Lone sailor delighted to be back with the pack
Hugo Boss will contest the 2005 Rolex Sydney Hobart

Lone sailor delighted to be back with the pack

Melbourne sailor Nick Moloney may have climbed every Everest in international yachting - the Vendee single handed round-the-world race, the America’s Cup, the Whitbread Round the World (now the Volvo Ocean Race), the Rolex Fastnet to name a few – but as a born and bred Aussie, the Rolex Sydney Hobart has a special place in his heart.

Melbourne sailor Nick Moloney may have climbed every Everest in international yachting - the Vendee single handed round-the-world race, the America’s Cup, the Whitbread Round the World (now the Volvo Ocean Race), the Rolex Fastnet to name a few – but as a born and bred Aussie, the Rolex Sydney Hobart has a special place in his heart. 

 “The Rolex Sydney Hobart is the toughest short offshore race,” he says.

“Three days at sea isn’t a big span of time for me in an offshore race but it’s so difficult in the way you go through three distinct weather systems, off the mainland coast into the cold waters of Bass Strait and then the geographic influence of Tasmania, and it sets you up for three really serious transitions. 

 “I’m yet to do a race where I haven’t had a serious kicking. 

“My kindest race was in 1996 (he was on Ausmaid when she won on handicap).

“It is personally one of my greatest victories because I’ve grown up with the race being the top event.” 

This time last year Moloney was 300 miles south of Tasmania, a lonely competitor on the loneliest race in the world, the Vendee.

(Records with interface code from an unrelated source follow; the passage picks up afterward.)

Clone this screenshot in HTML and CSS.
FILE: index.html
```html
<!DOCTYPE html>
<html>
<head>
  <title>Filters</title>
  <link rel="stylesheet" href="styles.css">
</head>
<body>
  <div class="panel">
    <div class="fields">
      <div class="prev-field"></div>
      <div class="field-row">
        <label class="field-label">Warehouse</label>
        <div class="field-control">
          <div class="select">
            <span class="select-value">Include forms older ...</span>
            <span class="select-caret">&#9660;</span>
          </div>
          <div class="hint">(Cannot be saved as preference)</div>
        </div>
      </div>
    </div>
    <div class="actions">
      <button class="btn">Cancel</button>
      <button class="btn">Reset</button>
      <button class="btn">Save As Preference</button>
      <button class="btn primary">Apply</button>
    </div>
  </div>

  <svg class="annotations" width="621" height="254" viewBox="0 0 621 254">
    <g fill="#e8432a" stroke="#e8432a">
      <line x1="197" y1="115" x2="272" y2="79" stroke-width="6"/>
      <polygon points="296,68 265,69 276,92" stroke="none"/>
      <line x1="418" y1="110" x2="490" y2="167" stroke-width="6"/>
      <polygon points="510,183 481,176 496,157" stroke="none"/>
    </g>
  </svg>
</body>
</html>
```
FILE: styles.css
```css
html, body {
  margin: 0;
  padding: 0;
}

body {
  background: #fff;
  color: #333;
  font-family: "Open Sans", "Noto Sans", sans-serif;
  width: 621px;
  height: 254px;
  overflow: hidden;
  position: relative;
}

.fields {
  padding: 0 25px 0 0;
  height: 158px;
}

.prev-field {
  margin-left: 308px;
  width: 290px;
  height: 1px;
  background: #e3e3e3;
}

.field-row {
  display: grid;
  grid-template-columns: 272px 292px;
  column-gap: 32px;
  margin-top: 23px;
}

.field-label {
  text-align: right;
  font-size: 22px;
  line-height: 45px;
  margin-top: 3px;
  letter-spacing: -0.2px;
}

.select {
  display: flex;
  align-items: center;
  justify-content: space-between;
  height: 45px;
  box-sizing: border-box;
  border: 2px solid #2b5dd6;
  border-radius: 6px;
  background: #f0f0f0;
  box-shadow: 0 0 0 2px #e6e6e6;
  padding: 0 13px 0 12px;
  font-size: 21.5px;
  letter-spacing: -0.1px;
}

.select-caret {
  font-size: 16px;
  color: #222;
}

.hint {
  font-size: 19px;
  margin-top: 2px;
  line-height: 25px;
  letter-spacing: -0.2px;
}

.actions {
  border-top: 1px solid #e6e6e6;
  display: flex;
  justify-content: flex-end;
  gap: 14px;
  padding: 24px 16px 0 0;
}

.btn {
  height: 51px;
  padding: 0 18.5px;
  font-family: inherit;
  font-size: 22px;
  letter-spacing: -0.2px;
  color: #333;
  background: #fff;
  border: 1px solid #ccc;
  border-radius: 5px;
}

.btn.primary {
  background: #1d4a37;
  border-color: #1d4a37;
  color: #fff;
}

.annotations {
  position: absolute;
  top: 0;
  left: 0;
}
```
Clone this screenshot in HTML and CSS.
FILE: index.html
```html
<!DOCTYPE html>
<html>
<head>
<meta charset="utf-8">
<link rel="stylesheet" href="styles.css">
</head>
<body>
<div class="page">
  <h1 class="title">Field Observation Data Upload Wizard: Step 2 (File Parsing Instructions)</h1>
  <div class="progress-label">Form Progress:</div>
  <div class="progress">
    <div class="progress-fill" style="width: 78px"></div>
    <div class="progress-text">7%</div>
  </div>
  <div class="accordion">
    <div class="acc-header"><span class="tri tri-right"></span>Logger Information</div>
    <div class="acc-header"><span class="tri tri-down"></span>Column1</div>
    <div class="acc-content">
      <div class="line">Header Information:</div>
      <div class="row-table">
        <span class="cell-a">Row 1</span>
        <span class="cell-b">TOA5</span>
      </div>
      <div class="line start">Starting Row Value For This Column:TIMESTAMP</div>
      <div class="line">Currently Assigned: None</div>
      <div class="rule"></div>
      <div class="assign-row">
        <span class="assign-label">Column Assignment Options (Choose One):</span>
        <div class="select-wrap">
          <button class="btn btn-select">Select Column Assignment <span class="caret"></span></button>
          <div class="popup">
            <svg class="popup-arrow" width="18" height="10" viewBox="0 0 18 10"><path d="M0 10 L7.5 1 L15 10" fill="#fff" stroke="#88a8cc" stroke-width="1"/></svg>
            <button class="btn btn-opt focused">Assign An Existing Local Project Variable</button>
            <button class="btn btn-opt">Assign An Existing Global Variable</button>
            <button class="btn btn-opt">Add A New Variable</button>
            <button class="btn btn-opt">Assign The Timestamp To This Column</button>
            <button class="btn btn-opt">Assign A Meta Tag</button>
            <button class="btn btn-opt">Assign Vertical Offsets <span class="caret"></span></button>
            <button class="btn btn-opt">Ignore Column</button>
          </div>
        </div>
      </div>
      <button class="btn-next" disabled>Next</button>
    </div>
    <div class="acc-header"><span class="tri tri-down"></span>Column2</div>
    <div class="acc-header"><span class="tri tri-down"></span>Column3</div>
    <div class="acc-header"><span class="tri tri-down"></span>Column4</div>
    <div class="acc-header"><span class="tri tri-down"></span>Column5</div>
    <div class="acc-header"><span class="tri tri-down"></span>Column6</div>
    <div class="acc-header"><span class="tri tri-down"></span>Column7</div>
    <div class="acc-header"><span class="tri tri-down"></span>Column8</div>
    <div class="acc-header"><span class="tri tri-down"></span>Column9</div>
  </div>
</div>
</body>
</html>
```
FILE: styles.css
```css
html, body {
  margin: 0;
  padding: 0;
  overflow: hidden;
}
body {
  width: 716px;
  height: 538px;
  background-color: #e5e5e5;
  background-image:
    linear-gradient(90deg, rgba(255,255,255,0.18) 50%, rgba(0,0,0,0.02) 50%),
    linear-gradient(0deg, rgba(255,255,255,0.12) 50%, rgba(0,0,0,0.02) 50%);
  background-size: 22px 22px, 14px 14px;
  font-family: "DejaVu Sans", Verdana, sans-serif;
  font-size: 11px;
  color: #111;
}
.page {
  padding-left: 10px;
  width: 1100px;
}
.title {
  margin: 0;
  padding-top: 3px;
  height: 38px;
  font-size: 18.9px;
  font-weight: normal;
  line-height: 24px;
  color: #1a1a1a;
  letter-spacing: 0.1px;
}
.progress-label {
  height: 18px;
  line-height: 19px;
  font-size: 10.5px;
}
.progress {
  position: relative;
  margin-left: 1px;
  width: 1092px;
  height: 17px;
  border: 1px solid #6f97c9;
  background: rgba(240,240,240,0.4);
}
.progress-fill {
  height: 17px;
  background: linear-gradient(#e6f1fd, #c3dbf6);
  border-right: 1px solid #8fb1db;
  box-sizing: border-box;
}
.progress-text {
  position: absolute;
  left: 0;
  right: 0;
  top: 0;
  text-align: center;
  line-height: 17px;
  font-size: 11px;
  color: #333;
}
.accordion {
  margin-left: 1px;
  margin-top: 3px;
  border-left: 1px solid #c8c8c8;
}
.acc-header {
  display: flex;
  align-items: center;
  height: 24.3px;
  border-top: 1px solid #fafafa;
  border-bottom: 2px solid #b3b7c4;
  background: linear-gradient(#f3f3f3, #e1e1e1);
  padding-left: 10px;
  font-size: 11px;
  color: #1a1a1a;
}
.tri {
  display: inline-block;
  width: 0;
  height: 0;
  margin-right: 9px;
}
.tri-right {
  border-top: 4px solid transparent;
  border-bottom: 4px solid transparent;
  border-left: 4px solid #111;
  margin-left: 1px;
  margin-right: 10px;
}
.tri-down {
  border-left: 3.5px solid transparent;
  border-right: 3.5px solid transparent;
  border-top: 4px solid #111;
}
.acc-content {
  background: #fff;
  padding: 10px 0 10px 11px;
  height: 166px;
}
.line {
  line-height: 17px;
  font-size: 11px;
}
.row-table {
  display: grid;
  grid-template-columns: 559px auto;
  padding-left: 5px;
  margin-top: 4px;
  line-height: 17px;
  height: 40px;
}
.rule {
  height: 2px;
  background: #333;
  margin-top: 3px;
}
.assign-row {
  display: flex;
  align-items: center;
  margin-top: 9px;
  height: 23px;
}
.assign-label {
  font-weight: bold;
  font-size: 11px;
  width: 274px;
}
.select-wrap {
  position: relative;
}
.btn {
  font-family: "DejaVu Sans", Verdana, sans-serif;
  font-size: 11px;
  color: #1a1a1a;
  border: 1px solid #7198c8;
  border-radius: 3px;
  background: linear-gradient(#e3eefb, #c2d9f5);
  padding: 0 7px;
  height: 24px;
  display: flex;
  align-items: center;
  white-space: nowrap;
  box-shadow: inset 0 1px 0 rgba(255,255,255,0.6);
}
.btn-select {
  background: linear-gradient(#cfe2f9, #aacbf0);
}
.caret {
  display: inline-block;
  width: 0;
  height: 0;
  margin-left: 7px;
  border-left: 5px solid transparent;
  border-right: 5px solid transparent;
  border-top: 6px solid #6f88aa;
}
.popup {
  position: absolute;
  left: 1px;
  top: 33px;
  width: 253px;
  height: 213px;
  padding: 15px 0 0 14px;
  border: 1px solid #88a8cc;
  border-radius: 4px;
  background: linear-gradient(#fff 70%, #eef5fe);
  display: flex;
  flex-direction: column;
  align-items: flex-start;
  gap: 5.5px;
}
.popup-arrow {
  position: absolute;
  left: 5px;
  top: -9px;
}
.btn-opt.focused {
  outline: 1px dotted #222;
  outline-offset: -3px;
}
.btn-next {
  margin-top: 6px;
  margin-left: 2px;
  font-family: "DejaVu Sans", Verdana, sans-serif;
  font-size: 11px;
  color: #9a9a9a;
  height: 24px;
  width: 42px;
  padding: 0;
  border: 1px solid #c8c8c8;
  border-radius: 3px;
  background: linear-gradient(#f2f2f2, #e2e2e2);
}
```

He concedes that he is not, by nature, a natural single-handed sailor.  Gregarious, talkative, he finds the solitude of long distance solo races very hard – “I do it because I’m hopeless at it” – so it is perhaps ironic that Moloney’s return to crewed racing is on board Englishman Alex Thomson’s Hugo Boss, an Open 60 purpose built to be sailed by one in the Vendee. 

Somehow a crew of 10 is being shoehorned into the yacht for the trip to Hobart.  And like Moloney, the extroverted Thomson is an odd candidate for solo racing. 

“Alex and I have been pretty heavily united in the solo scene because we feel like we’re probably the closest to normal out of the fleet because we find the discipline pretty bizarre,” said Moloney. 

“So we confide in each other about our reservations, our fears and our loneliness.” 

Having lost part of his own canting keel during a race, Moloney is surprisingly frank about the questions surrounding the new technology that is the latest word in round-the-world and maxi yachts.   

“The best thing about when your keel falls off is the boat’s probably not going to sink, because you’ve lost the thing that’s trying to drag you to the bottom of the ocean,” he says.   

“My personal beef is that we’re only human and we shouldn’t be able to break the boats.  The boats should break us every time.   

“Designers should be designing and constructing these boats for inclement weather and for serious sailors to be pushing these boats as hard as they can in inclement weather. 

“Nowadays sailors are going further and faster and we are pushing harder and the boats had better come with us.”